Question

A wire of arbitrary shape, which is confined to the x-y plane, carries a current i from point a to point b in the plane. show that if a uniform magnetic field b→ perpendicular to the x-y plane is present, the force that the wire experiences is the same as that which would be felt by a wire running straight from a to
b.

Answer 1

Answer:

See explanation

Explanation:

Solution:-

- A wire of arbitrary shape,which is confined to the x-y plane,carries a current I from point A to point B in the x-y plane.
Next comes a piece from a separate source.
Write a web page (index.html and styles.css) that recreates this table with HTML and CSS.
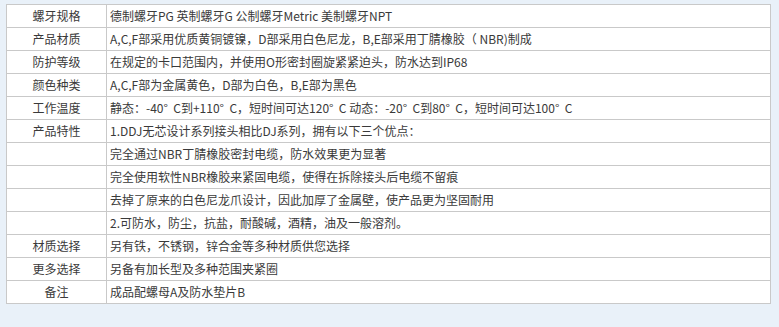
FILE: index.html
```html
<!DOCTYPE html>
<html lang="zh-CN">
<head>
<meta charset="utf-8">
<title>产品参数</title>
<link rel="stylesheet" href="styles.css">
</head>
<body>
<table class="spec">
  <tr><td class="label">螺牙规格</td><td class="value">德制螺牙PG 英制螺牙G 公制螺牙Metric 美制螺牙NPT</td></tr>
  <tr><td class="label">产品材质</td><td class="value">A,C,F部采用优质黄铜镀镍，D部采用白色尼龙，B,E部采用丁腈橡胶（ NBR)制成</td></tr>
  <tr><td class="label">防护等级</td><td class="value">在规定的卡口范围内，并使用O形密封圈旋紧紧迫头，防水达到IP68</td></tr>
  <tr><td class="label">颜色种类</td><td class="value">A,C,F部为金属黄色，D部为白色，B,E部为黑色</td></tr>
  <tr><td class="label">工作温度</td><td class="value">静态：-40°&nbsp; C到+110°&nbsp; C，短时间可达120°&nbsp; C 动态：-20°&nbsp; C到80°&nbsp; C，短时间可达100°&nbsp; C</td></tr>
  <tr><td class="label">产品特性</td><td class="value">1.DDJ无芯设计系列接头相比DJ系列，拥有以下三个优点：</td></tr>
  <tr><td class="label"></td><td class="value">完全通过NBR丁腈橡胶密封电缆，防水效果更为显著</td></tr>
  <tr><td class="label"></td><td class="value">完全使用软性NBR橡胶来紧固电缆，使得在拆除接头后电缆不留痕</td></tr>
  <tr><td class="label"></td><td class="value">去掉了原来的白色尼龙爪设计，因此加厚了金属壁，使产品更为坚固耐用</td></tr>
  <tr><td class="label"></td><td class="value">2.可防水，防尘，抗盐，耐酸碱，酒精，油及一般溶剂。</td></tr>
  <tr><td class="label">材质选择</td><td class="value">另有铁，不锈钢，锌合金等多种材质供您选择</td></tr>
  <tr><td class="label">更多选择</td><td class="value">另备有加长型及多种范围夹紧圈</td></tr>
  <tr><td class="label">备注</td><td class="value">成品配螺母A及防水垫片B</td></tr>
</table>
</body>
</html>
```
FILE: styles.css
```css
html, body {
  margin: 0;
  padding: 0;
  background: #e9f1f9;
}
body {
  padding: 4px 0 0 6px;
  font-family: "Noto Sans CJK SC", "DejaVu Sans", sans-serif;
  font-size: 12px;
  color: #3a3a3a;
}
.spec {
  border-collapse: collapse;
  width: 765px;
  background: #ffffff;
  table-layout: fixed;
}
.spec td {
  border: 1px solid #c9c9c9;
  height: 23px;
  padding: 0 3px;
  box-sizing: border-box;
  line-height: 14px;
  white-space: nowrap;
  overflow: hidden;
}
.spec .label {
  width: 100px;
  text-align: center;
}
.spec .value {
  text-align: left;
}
```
- See diagram (attached) for clarity.

- Let’s assume that the horizontal distance between A and B is "s" and the vertical distance between A and B is "d". Then for the straight line path vector ( L ):

                    L = s i^ + d j^

- The force on the straight wire with current I is then:

                    F = I * ( L x B )

Where,  L: The path vector between points A and B

             B: The magnetic field strength vector

For the curved wire vector "ds = dx i^ + dy j^" and the force on the wire is:

                   F = ∫ [ I (ds x B) = I ∫ (dx i^ + dy j^) x B

When current "I" and magnetic field "B" are uniform then we can pull both of them out of the integral. Separate the integral and calculate each differential separately:

                  F = I ∫ (dx i^) x B + I ∫ (dy j^) x B

                     = I (s i^ x B) + I ( d j^ x B ) = I ( L x B )

- The force of curved and straight line have the same force:

                 F = I ( L x B ) acting on them.